Remous dans la salle…
– Et, encore, en récidive : association de malfaiteurs, privation de liberté illégale et arbitraire, sur faux ordre, avec costume ou non d’un agent de l’autorité publique ou avec menace de mort, etc.
– Je fumais beaucoup de cannabis…
– Venons-en aux faits de la maison de retraite !
– Stéphane E. (la deuxième victime, blessée à l’abdomen lors du braquage, et qui, à présent, souffre d’une incapacité permanente), que je côtoyais dans une salle de sports, m’avait demandé que j’attaque cette maison de retraite et que l’on partage le butin selon un certain pourcentage. Mais, il a réfléchi et il s’est rétracté.
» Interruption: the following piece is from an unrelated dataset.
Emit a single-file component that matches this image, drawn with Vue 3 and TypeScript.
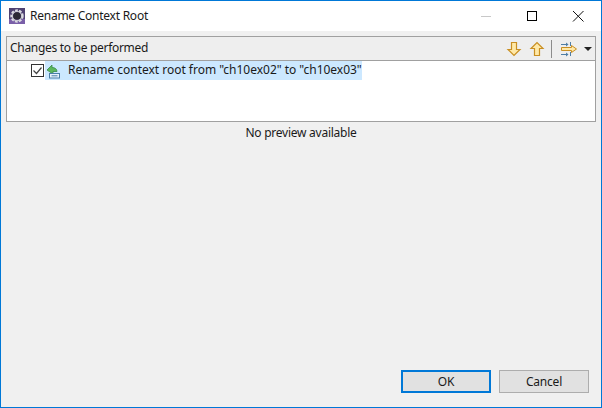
<template>
  <div class="dialog">
    <div class="titlebar">
      <svg class="app-icon" width="16" height="16" viewBox="0 0 16 16">
        <rect x="0" y="0" width="16" height="16" fill="#4f4272" />
        <rect x="0" y="11" width="16" height="5" fill="#7a5fa8" />
        <circle cx="8" cy="8" r="5.500" fill="none" stroke="#dcdce2" stroke-width="2.400" stroke-dasharray="2.600 1.300" />
        <circle cx="8" cy="8" r="4.600" fill="none" stroke="#c9c9d2" stroke-width="1.200" />
        <circle cx="8" cy="8" r="3.800" fill="#2a2833" />
      </svg>
      <span class="title">Rename Context Root</span>
      <div class="win-controls">
        <svg width="46" height="30" viewBox="0 0 46 30"><path d="M18 15.500h10" stroke="#c8c8c8" fill="none" /></svg>
        <svg width="46" height="30" viewBox="0 0 46 30"><rect x="18.500" y="10.500" width="9" height="9" fill="none" stroke="#000" /></svg>
        <svg width="46" height="30" viewBox="0 0 46 30"><path d="M18 10l10.500 10.500M28.500 10L18 20.500" stroke="#111" fill="none" /></svg>
      </div>
    </div>
    <div class="body">
      <section class="changes">
        <header class="changes-head">
          <span class="head-label">Changes to be performed</span>
          <div class="toolbar">
            <svg width="16" height="16" viewBox="0 0 16 16">
              <path d="M5.500 1.500h5v7h3.500L8 14.500 2 8.500h3.500z" fill="#ffe9a8" stroke="#c98f22" stroke-width="1.200" />
            </svg>
            <svg class="up" width="16" height="16" viewBox="0 0 16 16">
              <path d="M5.500 14.500h5v-7h3.500L8 1.500 2 7.500h3.500z" fill="#ffe9a8" stroke="#c98f22" stroke-width="1.200" />
            </svg>
            <span class="tool-sep"></span>
            <svg width="18" height="16" viewBox="0 0 18 16">
              <path d="M0 3.500h7M0 13.500h7" stroke="#4f7ea6" fill="none" />
              <path d="M5 1.500l2.500 2-2.500 2M5 11.500l2.500 2-2.500 2" fill="#4f7ea6" />
              <path d="M9.500 1v4M9.500 11v4" stroke="#4f7ea6" fill="none" />
              <path d="M0.500 6.500h10V4.500l5 3.500-5 3.500v-2h-10z" fill="#ffe9a8" stroke="#c98f22" />
            </svg>
            <span class="caret"></span>
          </div>
        </header>
        <div class="tree">
          <div class="tree-row">
            <span class="check">
              <svg width="13" height="13" viewBox="0 0 13 13"><path d="M2.500 6.500l3 3 5-6" fill="none" stroke="#444" stroke-width="1.200" /></svg>
            </span>
            <div class="selected">
              <svg width="16" height="16" viewBox="0 0 16 16">
                <path d="M2 7L7 2v2.500c3 0 5 1.500 5 4H8V11z" fill="#5cb85c" stroke="#3a8a4a" stroke-width="0.800" />
                <rect x="4.500" y="10.500" width="10" height="4.500" fill="#e8f2fb" stroke="#4a7fa8" />
                <path d="M6.500 12.800h6" stroke="#4a7fa8" />
              </svg>
              <span class="row-label">{{ changeLabel }}</span>
            </div>
          </div>
        </div>
      </section>
      <p class="no-preview">No preview available</p>
      <footer class="actions">
        <button class="btn btn-default">OK</button>
        <button class="btn">Cancel</button>
      </footer>
    </div>
  </div>
</template>

<script setup lang="ts">
const changeLabel = 'Rename context root from "ch10ex02" to "ch10ex03"'
</script>

<style>
html,
body {
  margin: 0;
  padding: 0;
}
</style>

<style scoped>
.dialog {
  box-sizing: border-box;
  width: 602px;
  height: 408px;
  border: 1px solid #0078d7;
  display: flex;
  flex-direction: column;
  background: #f0f0f0;
  font-family: "Noto Sans", "Open Sans", sans-serif;
  font-size: 12px;
  color: #1a1a1a;
}

.titlebar {
  height: 30px;
  background: #fff;
  display: flex;
  align-items: center;
  padding-left: 8px;
}

.app-icon {
  margin-right: 5px;
}

.title {
  flex: 1;
  letter-spacing: -0.25px;
  margin-bottom: 2px;
}

.win-controls {
  display: flex;
  height: 30px;
}

.body {
  flex: 1;
  display: flex;
  flex-direction: column;
  padding: 5px 5px 0;
  min-height: 0;
}

.changes {
  height: 86px;
  box-sizing: border-box;
  border: 1px solid #a0a0a0;
  background: #fff;
}

.changes-head {
  height: 24px;
  box-sizing: border-box;
  background: #eeeeee;
  border-bottom: 1px solid #a0a0a0;
  display: flex;
  align-items: center;
  justify-content: space-between;
  padding-left: 3px;
}

.head-label {
  letter-spacing: -0.3px;
  margin-bottom: 2px;
}

.toolbar {
  display: flex;
  align-items: center;
  padding-right: 3px;
}

.up {
  margin-left: 7px;
}

.tool-sep {
  width: 1px;
  height: 18px;
  background: #8c8c8c;
  margin: 0 9px 0 6px;
}

.caret {
  width: 0;
  height: 0;
  border-left: 4px solid transparent;
  border-right: 4px solid transparent;
  border-top: 4px solid #222;
  margin-left: 5px;
}

.tree-row {
  display: flex;
  align-items: center;
  height: 19px;
  padding-left: 24px;
}

.check {
  width: 13px;
  height: 13px;
  box-sizing: border-box;
  border: 1px solid #333;
  background: #fff;
  margin-right: 1px;
  display: flex;
  align-items: center;
  justify-content: center;
}

.check svg {
  flex: none;
}

.selected {
  display: flex;
  align-items: center;
  width: 317px;
  height: 19px;
  background: #cce8ff;
}

.row-label {
  margin-left: 7px;
  margin-bottom: 2px;
  white-space: nowrap;
  letter-spacing: -0.02px;
}

.no-preview {
  margin: 2px 0 0;
  text-align: center;
  line-height: 17px;
  letter-spacing: -0.25px;
}

.actions {
  margin-top: auto;
  display: flex;
  justify-content: flex-end;
  gap: 8px;
  padding: 0 7px 14px 0;
}

.btn {
  width: 90px;
  height: 23px;
  box-sizing: border-box;
  border: 1px solid #adadad;
  background: #e1e1e1;
  font: inherit;
  color: inherit;
  padding: 0;
  letter-spacing: -0.2px;
}

.btn-default {
  border: 2px solid #0078d7;
}
</style>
Moi, j’avais les informations !
– C’est votre déclaration, pas celle de Stéphane E. ! Et vous avez aussi connu l’autre victime, Hubert B. (décédé suite à ses blessures à l’abdomen et au thorax, malgré une intervention chirurgicale en urgence et un traitement intensif), dans cette salle de sports…
– Mais, je ne savais pas qu’il travaillait dans cette maison ! Si j’avais su, cette affaire n’aurait pas eu lieu.
– Qui a apporté l’arme ?
– Je ne sais pas. Je n’avais pas d’arme. Ce n’était pas la mienne. C’est Turi qui s’en est occupé. L’attaque avait été préparée une semaine avant les faits (alors qu’il était en semi-liberté de 8 à 20 heures). J’ai fait plusieurs hold-up dans ma vie et cela s’était toujours bien passé… Moi, dans la présente affaire, je n’étais que chauffeur de la moto. Nous avons partagé l’argent chez mes parents, qui étaient absents.
– Avez-vous fait un examen de conscience depuis ces faits ?
– J’ai fait partie d’une bande dans la capitale, mais cette fois-ci cela a été trop loin. Bien sûr, il y avait toujours un risque…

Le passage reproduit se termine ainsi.